Job growth has fallen short of Bush administration forecasts, and working Americans' incomes are not keeping pace with the cost of life's necessities.


Published September 6, 2004

The U.S. economy is imprinted with a collection of American ideals about work and life. Chief among them is the belief that those who are willing to put in an honest day's work will have food on the table and a roof overhead. This Labor Day, amid an anemic jobless economic recovery and a growing disparity in household incomes, that ideal seems almost quaint.

The Labor Department reported Friday that 144,000 jobs were created in August, but the sobering context is that the nation still has lost 1-million jobs since the recession began in March 2001. No other post-recession recovery in the past half-century has taken so long to rebuild the lost jobs, and the jobs that people are getting are not necessarily equivalent to the ones they lost. Median household income has lost ground to inflation for the past three years, according to the U.S. Census, and those at the lowest end of the scale have lost the greatest share.

"So far, the recovery has not generated either the quantity or quality of jobs families need to lift their living standards," says economist Sylvia Allegretto. "The costs of basic necessities like health care, housing and college keep rising, and many working families' incomes are not keeping pace."

In The State of Working America, a new book published by the Economic Policy Institute, Allegretto and institute president Lawrence Mishel provide a grim assessment of the current job market. Business productivity is higher and inflation lower than in the 1990s, yet wages are stagnant. Pay for blue-collar workers lost 1.2 percent to inflation last year. Since 2001, income has increased only for the top 5 percent of earners. The top 1 percent of American households now account for 22 percent of all personal income, and executives earn 185 times more than the average worker. As for the current economic recovery, the main beneficiaries so far have been stockholders and corporate executives.

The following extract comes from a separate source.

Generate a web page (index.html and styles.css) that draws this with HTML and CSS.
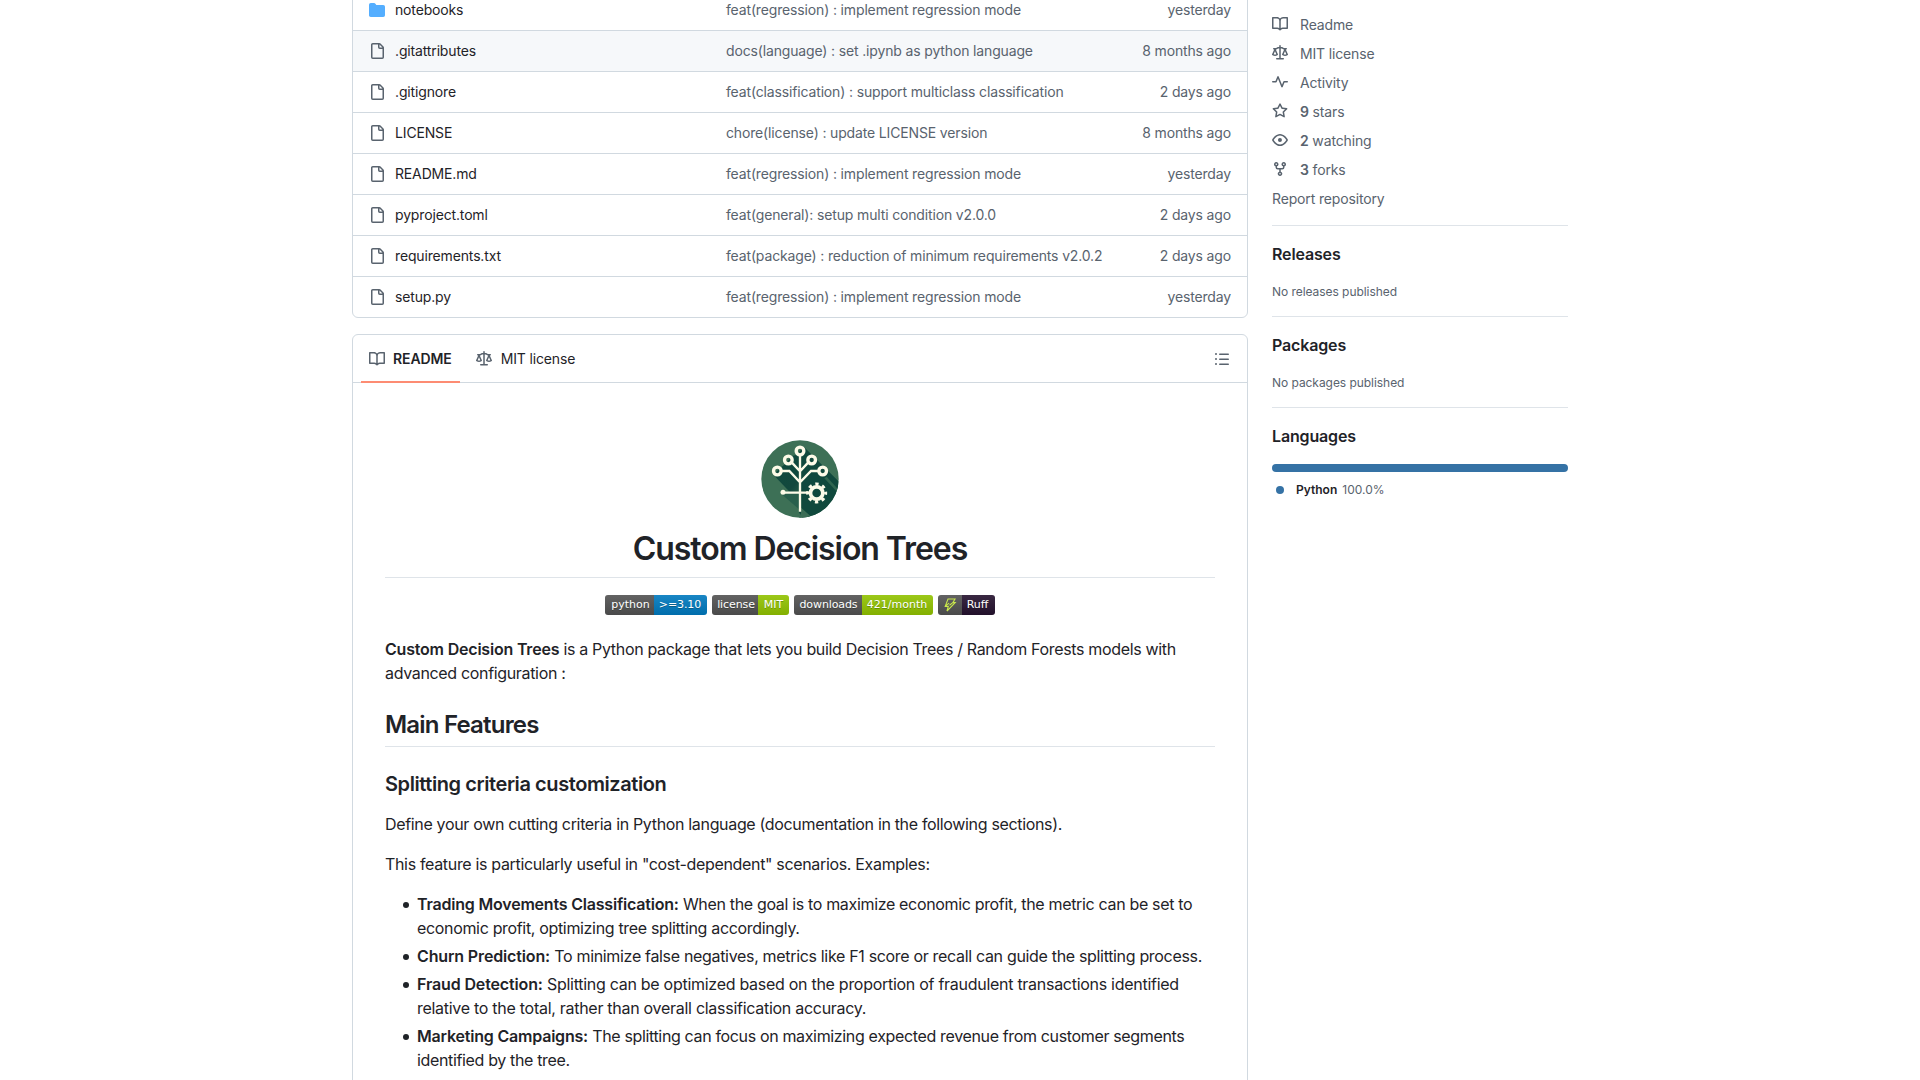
FILE: index.html
```html
<!DOCTYPE html>
<html lang="en">
<head>
<meta charset="utf-8">
<title>Custom Decision Trees</title>
<link rel="stylesheet" href="styles.css">
</head>
<body>
<svg class="defs" width="0" height="0" aria-hidden="true">
  <symbol id="folder" viewBox="0 0 16 16"><path d="M1.75 1A1.75 1.75 0 0 0 0 2.75v10.5C0 14.216.784 15 1.75 15h12.5A1.75 1.75 0 0 0 16 13.25v-8.5A1.75 1.75 0 0 0 14.25 3H7.5a.25.25 0 0 1-.2-.1l-.9-1.2C6.07 1.26 5.55 1 5 1H1.75Z"/></symbol>
  <symbol id="file" viewBox="0 0 16 16"><path d="M2 1.75C2 .784 2.784 0 3.75 0h6.586c.464 0 .909.184 1.237.513l2.914 2.914c.329.328.513.773.513 1.237v9.586A1.75 1.75 0 0 1 13.25 16h-9.5A1.75 1.75 0 0 1 2 14.25Zm1.75-.25a.25.25 0 0 0-.25.25v12.5c0 .138.112.25.25.25h9.5a.25.25 0 0 0 .25-.25V6h-2.75A1.75 1.75 0 0 1 9 4.25V1.5Zm6.75.062V4.25c0 .138.112.25.25.25h2.688l-.011-.013-2.914-2.914-.013-.011Z"/></symbol>
  <symbol id="book" viewBox="0 0 16 16"><path d="M0 1.75A.75.75 0 0 1 .75 1h4.253c1.227 0 2.317.59 3 1.501A3.743 3.743 0 0 1 11.006 1h4.245a.75.75 0 0 1 .75.75v10.5a.75.75 0 0 1-.75.75h-4.507a2.25 2.25 0 0 0-1.591.659l-.622.621a.75.75 0 0 1-1.06 0l-.622-.621A2.25 2.25 0 0 0 5.258 13H.75a.75.75 0 0 1-.75-.75Zm7.251 10.324.004-5.073-.002-2.253A2.25 2.25 0 0 0 5.003 2.5H1.5v9h3.757a3.75 3.75 0 0 1 1.994.574ZM8.755 4.75l-.004 7.322a3.752 3.752 0 0 1 1.992-.572H14.5v-9h-3.495a2.25 2.25 0 0 0-2.25 2.25Z"/></symbol>
  <symbol id="law" viewBox="0 0 16 16"><path d="M8.75.75V2h.985c.304 0 .603.08.867.231l1.29.736c.038.022.08.033.124.033h2.234a.75.75 0 0 1 0 1.5h-.427l2.111 4.692a.75.75 0 0 1-.154.838l-.53-.53.529.531-.001.002-.002.002-.006.006-.006.005-.01.01-.045.04c-.21.176-.441.327-.686.45C14.556 10.78 13.88 11 13 11a4.498 4.498 0 0 1-2.023-.454 3.544 3.544 0 0 1-.686-.45l-.045-.04-.016-.015-.006-.006-.004-.004v-.001a.75.75 0 0 1-.154-.838L12.178 4.5h-.162c-.305 0-.604-.079-.868-.231l-1.29-.736a.245.245 0 0 0-.124-.033H8.75V13h2.5a.75.75 0 0 1 0 1.5h-6.5a.75.75 0 0 1 0-1.5h2.5V3.5h-.984a.245.245 0 0 0-.124.033l-1.289.737c-.265.15-.564.23-.869.23h-.162l2.112 4.692a.75.75 0 0 1-.154.838l-.53-.53.529.531-.001.002-.002.002-.006.006-.016.015-.045.04c-.21.176-.441.327-.686.45C4.556 10.78 3.88 11 3 11a4.498 4.498 0 0 1-2.023-.454 3.544 3.544 0 0 1-.686-.45l-.045-.04-.016-.015-.006-.006-.004-.004v-.001a.75.75 0 0 1-.154-.838L2.178 4.5H1.75a.75.75 0 0 1 0-1.5h2.234a.249.249 0 0 0 .125-.033l1.288-.737c.265-.15.564-.23.869-.23h.984V.75a.75.75 0 0 1 1.5 0Zm2.945 8.477c.285.135.718.273 1.305.273s1.02-.138 1.305-.273L13 6.327Zm-10 0c.285.135.718.273 1.305.273s1.02-.138 1.305-.273L3 6.327Z"/></symbol>
  <symbol id="pulse" viewBox="0 0 16 16"><path d="M6 2c.306 0 .582.187.696.471L10 10.731l1.304-3.26A.751.751 0 0 1 12 7h3.25a.75.75 0 0 1 0 1.5h-2.742l-1.812 4.528a.751.751 0 0 1-1.392 0L6 4.77 4.696 8.03A.75.75 0 0 1 4 8.5H.75a.75.75 0 0 1 0-1.5h2.742l1.812-4.529A.751.751 0 0 1 6 2Z"/></symbol>
  <symbol id="star" viewBox="0 0 16 16"><path d="M8 .25a.75.75 0 0 1 .673.418l1.882 3.815 4.21.612a.75.75 0 0 1 .416 1.279l-3.046 2.97.719 4.192a.751.751 0 0 1-1.088.791L8 12.347l-3.766 1.98a.75.75 0 0 1-1.088-.79l.72-4.194L.818 6.374a.75.75 0 0 1 .416-1.28l4.21-.611L7.327.668A.75.75 0 0 1 8 .25Zm0 2.445L6.615 5.5a.75.75 0 0 1-.564.41l-3.097.45 2.24 2.184a.75.75 0 0 1 .216.664l-.528 3.084 2.769-1.456a.75.75 0 0 1 .698 0l2.77 1.456-.53-3.084a.75.75 0 0 1 .216-.664l2.24-2.183-3.096-.45a.75.75 0 0 1-.564-.41L8 2.694Z"/></symbol>
  <symbol id="eye" viewBox="0 0 16 16"><path d="M8 2c1.981 0 3.671.992 4.933 2.078 1.27 1.091 2.187 2.345 2.637 3.023a1.62 1.62 0 0 1 0 1.798c-.45.678-1.367 1.932-2.637 3.023C11.67 13.008 9.981 14 8 14c-1.981 0-3.671-.992-4.933-2.078C1.797 10.83.88 9.576.43 8.898a1.62 1.62 0 0 1 0-1.798c.45-.677 1.367-1.931 2.637-3.022C4.33 2.992 6.019 2 8 2ZM1.679 7.932a.12.12 0 0 0 0 .136c.411.622 1.241 1.75 2.366 2.717C5.176 11.758 6.527 12.5 8 12.5c1.473 0 2.825-.742 3.955-1.715 1.124-.967 1.954-2.096 2.366-2.717a.12.12 0 0 0 0-.136c-.412-.621-1.242-1.75-2.366-2.717C10.824 4.242 9.473 3.5 8 3.5c-1.473 0-2.825.742-3.955 1.715-1.124.967-1.954 2.096-2.366 2.717ZM8 10a2 2 0 1 1-.001-3.999A2 2 0 0 1 8 10Z"/></symbol>
  <symbol id="fork" viewBox="0 0 16 16"><path d="M5 5.372v.878c0 .414.336.75.75.75h4.5a.75.75 0 0 0 .75-.75v-.878a2.25 2.25 0 1 1 1.5 0v.878a2.25 2.25 0 0 1-2.25 2.25h-1.5v2.128a2.251 2.251 0 1 1-1.5 0V8.5h-1.5A2.25 2.25 0 0 1 3.5 6.25v-.878a2.25 2.25 0 1 1 1.5 0ZM5 3.25a.75.75 0 1 0-1.5 0 .75.75 0 0 0 1.5 0Zm6.75.75a.75.75 0 1 0 0-1.5.75.75 0 0 0 0 1.5Zm-3 8.75a.75.75 0 1 0-1.5 0 .75.75 0 0 0 1.5 0Z"/></symbol>
  <symbol id="list" viewBox="0 0 16 16"><path d="M5.75 2.5h8.5a.75.75 0 0 1 0 1.5h-8.5a.75.75 0 0 1 0-1.5Zm0 5h8.5a.75.75 0 0 1 0 1.5h-8.5a.75.75 0 0 1 0-1.5Zm0 5h8.5a.75.75 0 0 1 0 1.5h-8.5a.75.75 0 0 1 0-1.5ZM2 14a1 1 0 1 1 0-2 1 1 0 0 1 0 2Zm1-6a1 1 0 1 1-2 0 1 1 0 0 1 2 0ZM2 4a1 1 0 1 1 0-2 1 1 0 0 1 0 2Z"/></symbol>
</svg>

<div class="page">
  <main class="main">
    <section class="files">
      <div class="row"><span class="name"><svg class="icon folder"><use href="#folder"/></svg>notebooks</span><span class="msg">feat(regression) : implement regression mode</span><span class="age">yesterday</span></div>
      <div class="row hovered"><span class="name"><svg class="icon"><use href="#file"/></svg>.gitattributes</span><span class="msg">docs(language) : set .ipynb as python language</span><span class="age">8 months ago</span></div>
      <div class="row"><span class="name"><svg class="icon"><use href="#file"/></svg>.gitignore</span><span class="msg">feat(classification) : support multiclass classification</span><span class="age">2 days ago</span></div>
      <div class="row"><span class="name"><svg class="icon"><use href="#file"/></svg>LICENSE</span><span class="msg">chore(license) : update LICENSE version</span><span class="age">8 months ago</span></div>
      <div class="row"><span class="name"><svg class="icon"><use href="#file"/></svg>README.md</span><span class="msg">feat(regression) : implement regression mode</span><span class="age">yesterday</span></div>
      <div class="row"><span class="name"><svg class="icon"><use href="#file"/></svg>pyproject.toml</span><span class="msg">feat(general): setup multi condition v2.0.0</span><span class="age">2 days ago</span></div>
      <div class="row"><span class="name"><svg class="icon"><use href="#file"/></svg>requirements.txt</span><span class="msg">feat(package) : reduction of minimum requirements v2.0.2</span><span class="age">2 days ago</span></div>
      <div class="row"><span class="name"><svg class="icon"><use href="#file"/></svg>setup.py</span><span class="msg">feat(regression) : implement regression mode</span><span class="age">yesterday</span></div>
    </section>

    <section class="readme">
      <nav class="tabs">
        <a class="tab active"><svg class="icon"><use href="#book"/></svg>README</a>
        <a class="tab"><svg class="icon"><use href="#law"/></svg>MIT license</a>
        <svg class="icon outline"><use href="#list"/></svg>
      </nav>
      <article class="content">
        <svg class="logo" viewBox="18 25 234 234">
          <defs>
            <clipPath id="disc"><circle cx="135" cy="142" r="116"/></clipPath>
            <linearGradient id="shade" x1="0" y1="0" x2="1" y2="1"><stop offset="0" stop-color="#0f4a3e"/><stop offset=".65" stop-color="#13483d"/><stop offset="1" stop-color="#2c624c"/></linearGradient>
          </defs>
          <g clip-path="url(#disc)">
            <rect x="18" y="25" width="234" height="234" fill="#3d7056"/>
            <path fill="#10493d" d="M147 46L270 168V275H150L132 242V190L104 152L55 130L80 106L90 97L112 73L123 70Z"/>
            <path fill="url(#shade)" d="M55 129L80 106L136 162V200L130 208Z"/>
            <path fill="#285f4c" d="M80 188L90 178L136 186V236Z"/>
            <path fill="#3b6d56" d="M138 244L138 228L180 265H130Z"/>
            <path fill="#2f6650" d="M215 135L255 179V190L208 140Z"/>
          </g>
          <g fill="none" stroke="#fdfbe8" stroke-width="7">
            <path d="M135 70V240M110 92L135 119L160 92M79 118H103L135 152L168 118H191M84 183H160"/>
            <circle cx="135" cy="58" r="11.5" stroke-width="10"/>
            <circle cx="100" cy="85" r="11.5" stroke-width="10"/>
            <circle cx="170" cy="85" r="11.5" stroke-width="10"/>
            <circle cx="67" cy="118" r="11.5" stroke-width="10"/>
            <circle cx="203" cy="118" r="11.5" stroke-width="10"/>
            <circle cx="185" cy="184" r="18.5" stroke-width="11"/>
            <circle cx="185" cy="184" r="27" stroke-width="9" stroke-dasharray="10 11.206" stroke-dashoffset="5"/>
          </g>
          <circle cx="84" cy="182" r="7.5" fill="#fdfbe8"/>
        </svg>
        <h1>Custom Decision Trees</h1>
        <div class="badges">
          <span class="badge"><span class="label python">python</span><span class="value blue">&gt;=3.10</span></span>
          <span class="badge"><span class="label license">license</span><span class="value green mit">MIT</span></span>
          <span class="badge"><span class="label downloads">downloads</span><span class="value green month">421/month</span></span>
          <span class="badge"><span class="label bolt"><svg width="14" height="14" viewBox="0 0 14 14"><path d="M5 1h7L9.8 4.6h2.4L4 13l1.3-4.6H2.2L5 1Zm1.1 4.1L3.2 7.4M9.8 4.6L6.5 7.2" fill="none" stroke="#c9e84c" stroke-width="1.1"/></svg></span><span class="value ruff">Ruff</span></span>
        </div>
        <p><strong>Custom Decision Trees</strong> is a Python package that lets you build Decision Trees / Random Forests models with advanced configuration :</p>
        <h2>Main Features</h2>
        <h3>Splitting criteria customization</h3>
        <p>Define your own cutting criteria in Python language (documentation in the following sections).</p>
        <p>This feature is particularly useful in "cost-dependent" scenarios. Examples:</p>
        <ul>
          <li><strong>Trading Movements Classification:</strong> When the goal is to maximize economic profit, the metric can be set to economic profit, optimizing tree splitting accordingly.</li>
          <li class="churn"><strong>Churn Prediction:</strong> To minimize false negatives, metrics like F1 score or recall can guide the splitting process.</li>
          <li class="fraud"><strong>Fraud Detection:</strong> Splitting can be optimized based on the proportion of fraudulent transactions identified relative to the total, rather than overall classification accuracy.</li>
          <li class="marketing"><strong>Marketing Campaigns:</strong> The splitting can focus on maximizing expected revenue from customer segments identified by the tree.</li>
        </ul>
      </article>
    </section>
  </main>

  <aside class="sidebar">
    <section class="about">
      <a><svg class="icon"><use href="#book"/></svg>Readme</a>
      <a><svg class="icon"><use href="#law"/></svg>MIT license</a>
      <a><svg class="icon"><use href="#pulse"/></svg>Activity</a>
      <a><svg class="icon"><use href="#star"/></svg><span><strong>9</strong> stars</span></a>
      <a><svg class="icon"><use href="#eye"/></svg><span><strong>2</strong> watching</span></a>
      <a><svg class="icon"><use href="#fork"/></svg><span><strong>3</strong> forks</span></a>
      <a>Report repository</a>
    </section>
    <section class="block"><h4>Releases</h4><div class="note">No releases published</div></section>
    <section class="block"><h4>Packages</h4><div class="note">No packages published</div></section>
    <section class="block">
      <h4>Languages</h4>
      <div class="bar"></div>
      <div class="lang"><span class="dot"></span><strong>Python</strong><span>100.0%</span></div>
    </section>
  </aside>
</div>
</body>
</html>
```
FILE: styles.css
```css
* { box-sizing: border-box; }
html, body { height: 100%; overflow: hidden; }
body {
  margin: 0;
  background: #fff;
  color: #1f2328;
  font: 14px/21px Inter, "Liberation Sans", sans-serif;
  letter-spacing: -0.15px;
}
strong { font-weight: 600; }
.defs { display: none; }
.icon { width: 16px; height: 16px; fill: #59636e; flex: none; }

.page {
  width: 1216px;
  height: 1080px;
  margin: 0 auto;
  display: grid;
  grid-template-columns: 896px 296px;
  gap: 24px;
}
.main { min-width: 0; }

/* File table */
.files {
  margin-top: -11px;
  border: 1px solid #d1d9e0;
  border-radius: 6px;
}
.row {
  display: flex;
  align-items: center;
  height: 41px;
  padding: 0 16px 1px;
  border-bottom: 1px solid #d1d9e0;
  color: #59636e;
}
.row:last-child { height: 40px; border-bottom: 0; }
.row .icon { margin-top: 1px; }
.hovered { background: #f6f8fa; }
.name { display: flex; align-items: center; gap: 10px; width: 357px; color: #1f2328; }
.icon.folder { fill: #54aeff; }
.msg { flex: 1; white-space: nowrap; }

/* Readme */
.readme {
  margin-top: 16px;
  border: 1px solid #d1d9e0;
  border-radius: 6px 6px 0 0;
  height: 800px;
}
.tabs {
  display: flex;
  align-items: center;
  height: 48px;
  padding: 0 17px 0 8px;
  border-bottom: 1px solid #d1d9e0;
}
.tab {
  display: flex;
  align-items: center;
  gap: 8px;
  height: 48px;
  padding: 1px 8px 0;
  margin: 0 8px 0 0;
  border-bottom: 2px solid transparent;
  align-self: flex-start;
}
.tab .icon { margin-top: 1px; }
.tab + .tab { gap: 9px; }
.active { border-color: #fd8c73; font-weight: 600; letter-spacing: -0.1px; }
.outline { margin-left: auto; }

.content {
  padding: 32px;
  font-size: 16px;
  line-height: 24px;
  letter-spacing: -0.335px;
}
.content strong { letter-spacing: -0.2px; }
.logo { display: block; width: 78px; height: 78px; margin: 25px auto 11px; }
h1, h2, h3, h4 { margin: 0; font-weight: 600; line-height: 1.25; }
h1 {
  padding-bottom: 8px;
  border-bottom: 1px solid #d1d9e0b3;
  font-size: 32px;
  text-align: center;
  letter-spacing: -1.08px;
}
h2 {
  margin-top: 25px;
  padding-bottom: 6px;
  border-bottom: 1px solid #d1d9e0b3;
  font-size: 24px;
  letter-spacing: -0.8px;
}
h3 { margin: 25px 0 15px; font-size: 20px; letter-spacing: -0.42px; }
p { margin: 0 0 16px; }
ul { margin: 0; padding-left: 32px; list-style: none; }
li + li { margin-top: 4px; }
li::before {
  content: "";
  float: left;
  width: 6px;
  height: 6px;
  margin: 10px 0 0 -14px;
  border-radius: 50%;
  background: #1f2328;
}
.churn { letter-spacing: -0.325px; }
.fraud { letter-spacing: -0.28px; }
.churn strong, .fraud strong { letter-spacing: -0.14px; }
.marketing { letter-spacing: -0.35px; }

.badges {
  display: flex;
  justify-content: center;
  gap: 5px;
  margin: 17px 0 22px;
  font: 11px/20px "DejaVu Sans", sans-serif;
  letter-spacing: 0;
  color: #fff;
  text-shadow: 0 1px #0104;
}
.badge {
  display: flex;
  height: 20px;
  border-radius: 3px;
  overflow: hidden;
}
.label, .value { text-align: center; background-image: linear-gradient(#bbb2, #0002); }
.label { background-color: #555; }
.python { width: 49px; padding-left: 2px; }
.license { width: 46px; padding-left: 2px; letter-spacing: -0.1px; }
.downloads { width: 68px; padding-left: 1px; letter-spacing: -0.1px; }
.bolt { width: 24px; display: flex; align-items: center; justify-content: center; }
.blue { width: 53px; background-color: #007ec6; letter-spacing: -0.1px; padding-right: 1px; }
.green { background-color: #97ca00; }
.mit { width: 31px; }
.month { width: 71px; padding-right: 1px; }
.ruff { width: 33px; background-color: #261230; padding-right: 2px; }

/* Sidebar */
.sidebar { padding-top: 14px; color: #59636e; }
.about { display: grid; gap: 8px; padding-bottom: 16px; }
.about a { display: flex; align-items: flex-start; gap: 12px; height: 21px; }
.about .icon { margin-top: 2px; }
.block { padding: 16px 0; border-top: 1px solid #d1d9e0b3; }
.block h4 { font-size: 16px; line-height: 24px; margin-bottom: 16px; color: #1f2328; }
.note, .lang { font-size: 12px; line-height: 18px; letter-spacing: -0.05px; }
.note { padding-top: 1px; margin-bottom: -1px; }
.bar { height: 8px; border-radius: 6px; background: #3572a5; }
.lang { display: flex; align-items: center; gap: 5px; margin-top: 9px; letter-spacing: 0; }
.lang strong { color: #1f2328; }
.dot { width: 8px; height: 8px; margin: 0 7px 0 4px; border-radius: 50%; background: #3572a5; }
```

In his speech accepting the Republican nomination Thursday night, President Bush told the nation that his income tax cuts have "unleashed" the economy. Yet job growth has fallen dramatically short of the forecasts of his own advisers and well below previous recoveries. Therefore, his pledge to make further reductions in taxes and regulation and to "protect small business owners and workers from the explosion of frivolous lawsuits" is not likely to bring solace to families trying to live with an inadequate or nonexistent paycheck.

This Labor Day, during an animated presidential campaign and a lethargic economy, those with the faded blue collars are waiting for their share of prosperity.